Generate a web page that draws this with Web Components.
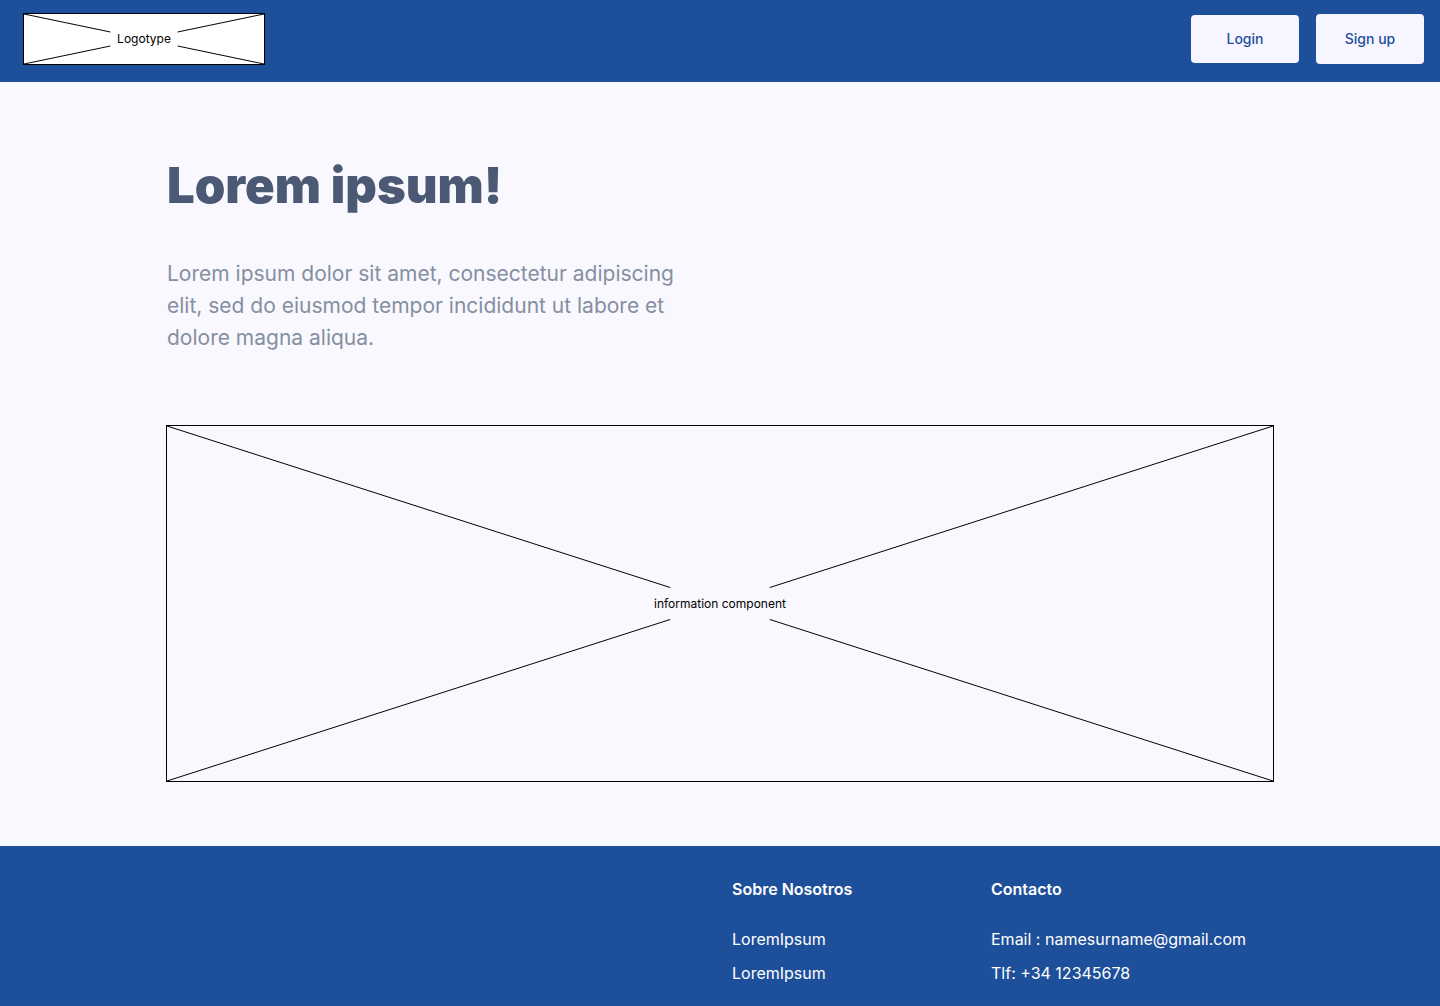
<!DOCTYPE html>
<html lang="es">
<head>
<meta charset="utf-8">
<meta name="viewport" content="width=device-width, initial-scale=1">
<title>Lorem ipsum</title>
<style>
  body { margin: 0; background: #f9f8fe; font-family: Inter, "Liberation Sans", sans-serif; color: #000; }
</style>
</head>
<body>
<landing-page></landing-page>

<script>
const define = (name, html, setup) => {
  const template = document.createElement('template');
  template.innerHTML = html;
  customElements.define(name, class extends HTMLElement {
    constructor() {
      super();
      this.attachShadow({ mode: 'open' }).append(template.content.cloneNode(true));
    }
    connectedCallback() { if (setup) setup(this); }
  });
};

// Framed box with four diagonals; "reach" is how far each one runs from its corner.
define('wire-box', `
  <style>
    :host { display: grid; box-sizing: border-box; border: 1px solid #000; }
    svg, span { grid-area: 1 / 1; }
    svg { display: block; width: 100%; height: 100%; min-height: 0; stroke: #000; stroke-width: 1; }
    span { place-self: center; font-size: 12px; line-height: 16px; }
  </style>
  <svg aria-hidden="true"><line/><line/><line/><line/></svg>
  <span><slot></slot></span>`,
  host => {
    const near = parseFloat(host.getAttribute('reach')), far = 100 - near;
    const ends = [[0, 0, near, near], [100, 0, far, near], [0, 100, near, far], [100, 100, far, far]];
    host.shadowRoot.querySelectorAll('line').forEach((line, i) => {
      ['x1', 'y1', 'x2', 'y2'].forEach((k, j) => line.setAttribute(k, ends[i][j] + '%'));
    });
  });

define('action-button', `
  <style>
    :host { display: block; }
    button { display: block; width: 108px; height: 48px; padding: 0; border: 0; border-radius: 4px;
      background: #f7f5ff; color: #1e4f9a; font: 500 14px/20px Inter, "Liberation Sans", sans-serif; cursor: pointer; }
    :host([large]) button { height: 50px; }
  </style>
  <button type="button"><slot></slot></button>`);

define('site-header', `
  <style>
    :host { display: block; background: #1e4f9a; }
    header { display: flex; align-items: center; justify-content: space-between; padding: 13px 16px 17px 23px; }
    wire-box { width: 242px; height: 52px; background: #fff; }
    nav { display: flex; align-items: center; gap: 17px; }
  </style>
  <header>
    <wire-box reach="36">Logotype</wire-box>
    <nav><action-button>Login</action-button><action-button large>Sign up</action-button></nav>
  </header>`);

define('hero-intro', `
  <style>
    :host { display: block; padding-left: 1px; }
    h1 { margin: 0 0 40px; font-size: 49px; line-height: 64px; font-weight: 900; color: #4b5975; }
    p { margin: 0; max-width: 520px; font-size: 21px; line-height: 32px; color: #858fa1; }
  </style>
  <h1><slot name="title"></slot></h1>
  <p><slot></slot></p>`);

define('footer-column', `
  <style>
    :host { display: block; font-size: 16px; line-height: 24px; color: #fff; }
    h2 { margin: 0 0 26px; font-size: 16px; line-height: 24px; font-weight: 600; }
    div { display: flex; flex-direction: column; align-items: flex-start; gap: 10px; }
    ::slotted(a) { color: inherit; text-decoration: none; white-space: nowrap; }
  </style>
  <h2><slot name="title"></slot></h2>
  <div><slot></slot></div>`);

define('site-footer', `
  <style>
    :host { display: block; background: #1e4f9a; }
    footer { display: grid; grid-template-columns: 566fr 259fr 283fr; max-width: 1108px;
      margin: 0 auto; padding: 31px 0 21px; }
    footer-column:first-child { grid-column: 2; }
  </style>
  <footer>
    <footer-column>
      <span slot="title">Sobre Nosotros</span>
      <a href="#">LoremIpsum</a>
      <a href="#">LoremIpsum</a>
    </footer-column>
    <footer-column>
      <span slot="title">Contacto</span>
      <a href="mailto:namesurname@gmail.com">Email : namesurname@gmail.com</a>
      <a href="tel:+3412345678">Tlf: +34 12345678</a>
    </footer-column>
  </footer>`);

define('landing-page', `
  <style>
    :host { display: flex; flex-direction: column; min-height: 100vh; }
    main { flex: 1; box-sizing: border-box; width: 100%; max-width: 1108px; margin: 0 auto; padding: 72px 0 64px; }
    wire-box { height: 357px; margin-top: 71px; }
  </style>
  <site-header></site-header>
  <main>
    <hero-intro>
      <span slot="title">Lorem ipsum!</span>
      Lorem ipsum dolor sit amet, consectetur adipiscing elit, sed do eiusmod tempor incididunt ut labore et dolore magna aliqua.
    </hero-intro>
    <wire-box reach="45.5">information component</wire-box>
  </main>
  <site-footer></site-footer>`);
</script>
</body>
</html>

══════

** Written exercise **
Copy each line above precisely, dropping the pictures.

** Solution **
Generate a web page that draws this with Web Components.
<!DOCTYPE html>
<html lang="es">
<head>
<meta charset="utf-8">
<meta name="viewport" content="width=device-width, initial-scale=1">
<title>Lorem ipsum</title>
<style>
  body { margin: 0; background: #f9f8fe; font-family: Inter, "Liberation Sans", sans-serif; color: #000; }
</style>
</head>
<body>
<landing-page></landing-page>

<script>
const define = (name, html, setup) => {
  const template = document.createElement('template');
  template.innerHTML = html;
  customElements.define(name, class extends HTMLElement {
    constructor() {
      super();
      this.attachShadow({ mode: 'open' }).append(template.content.cloneNode(true));
    }
    connectedCallback() { if (setup) setup(this); }
  });
};

// Framed box with four diagonals; "reach" is how far each one runs from its corner.
define('wire-box', `
  <style>
    :host { display: grid; box-sizing: border-box; border: 1px solid #000; }
    svg, span { grid-area: 1 / 1; }
    svg { display: block; width: 100%; height: 100%; min-height: 0; stroke: #000; stroke-width: 1; }
    span { place-self: center; font-size: 12px; line-height: 16px; }
  </style>
  <svg aria-hidden="true"><line/><line/><line/><line/></svg>
  <span><slot></slot></span>`,
  host => {
    const near = parseFloat(host.getAttribute('reach')), far = 100 - near;
    const ends = [[0, 0, near, near], [100, 0, far, near], [0, 100, near, far], [100, 100, far, far]];
    host.shadowRoot.querySelectorAll('line').forEach((line, i) => {
      ['x1', 'y1', 'x2', 'y2'].forEach((k, j) => line.setAttribute(k, ends[i][j] + '%'));
    });
  });

define('action-button', `
  <style>
    :host { display: block; }
    button { display: block; width: 108px; height: 48px; padding: 0; border: 0; border-radius: 4px;
      background: #f7f5ff; color: #1e4f9a; font: 500 14px/20px Inter, "Liberation Sans", sans-serif; cursor: pointer; }
    :host([large]) button { height: 50px; }
  </style>
  <button type="button"><slot></slot></button>`);

define('site-header', `
  <style>
    :host { display: block; background: #1e4f9a; }
    header { display: flex; align-items: center; justify-content: space-between; padding: 13px 16px 17px 23px; }
    wire-box { width: 242px; height: 52px; background: #fff; }
    nav { display: flex; align-items: center; gap: 17px; }
  </style>
  <header>
    <wire-box reach="36">Logotype</wire-box>
    <nav><action-button>Login</action-button><action-button large>Sign up</action-button></nav>
  </header>`);

define('hero-intro', `
  <style>
    :host { display: block; padding-left: 1px; }
    h1 { margin: 0 0 40px; font-size: 49px; line-height: 64px; font-weight: 900; color: #4b5975; }
    p { margin: 0; max-width: 520px; font-size: 21px; line-height: 32px; color: #858fa1; }
  </style>
  <h1><slot name="title"></slot></h1>
  <p><slot></slot></p>`);

define('footer-column', `
  <style>
    :host { display: block; font-size: 16px; line-height: 24px; color: #fff; }
    h2 { margin: 0 0 26px; font-size: 16px; line-height: 24px; font-weight: 600; }
    div { display: flex; flex-direction: column; align-items: flex-start; gap: 10px; }
    ::slotted(a) { color: inherit; text-decoration: none; white-space: nowrap; }
  </style>
  <h2><slot name="title"></slot></h2>
  <div><slot></slot></div>`);

define('site-footer', `
  <style>
    :host { display: block; background: #1e4f9a; }
    footer { display: grid; grid-template-columns: 566fr 259fr 283fr; max-width: 1108px;
      margin: 0 auto; padding: 31px 0 21px; }
    footer-column:first-child { grid-column: 2; }
  </style>
  <footer>
    <footer-column>
      <span slot="title">Sobre Nosotros</span>
      <a href="#">LoremIpsum</a>
      <a href="#">LoremIpsum</a>
    </footer-column>
    <footer-column>
      <span slot="title">Contacto</span>
      <a href="mailto:namesurname@gmail.com">Email : namesurname@gmail.com</a>
      <a href="tel:+3412345678">Tlf: +34 12345678</a>
    </footer-column>
  </footer>`);

define('landing-page', `
  <style>
    :host { display: flex; flex-direction: column; min-height: 100vh; }
    main { flex: 1; box-sizing: border-box; width: 100%; max-width: 1108px; margin: 0 auto; padding: 72px 0 64px; }
    wire-box { height: 357px; margin-top: 71px; }
  </style>
  <site-header></site-header>
  <main>
    <hero-intro>
      <span slot="title">Lorem ipsum!</span>
      Lorem ipsum dolor sit amet, consectetur adipiscing elit, sed do eiusmod tempor incididunt ut labore et dolore magna aliqua.
    </hero-intro>
    <wire-box reach="45.5">information component</wire-box>
  </main>
  <site-footer></site-footer>`);
</script>
</body>
</html>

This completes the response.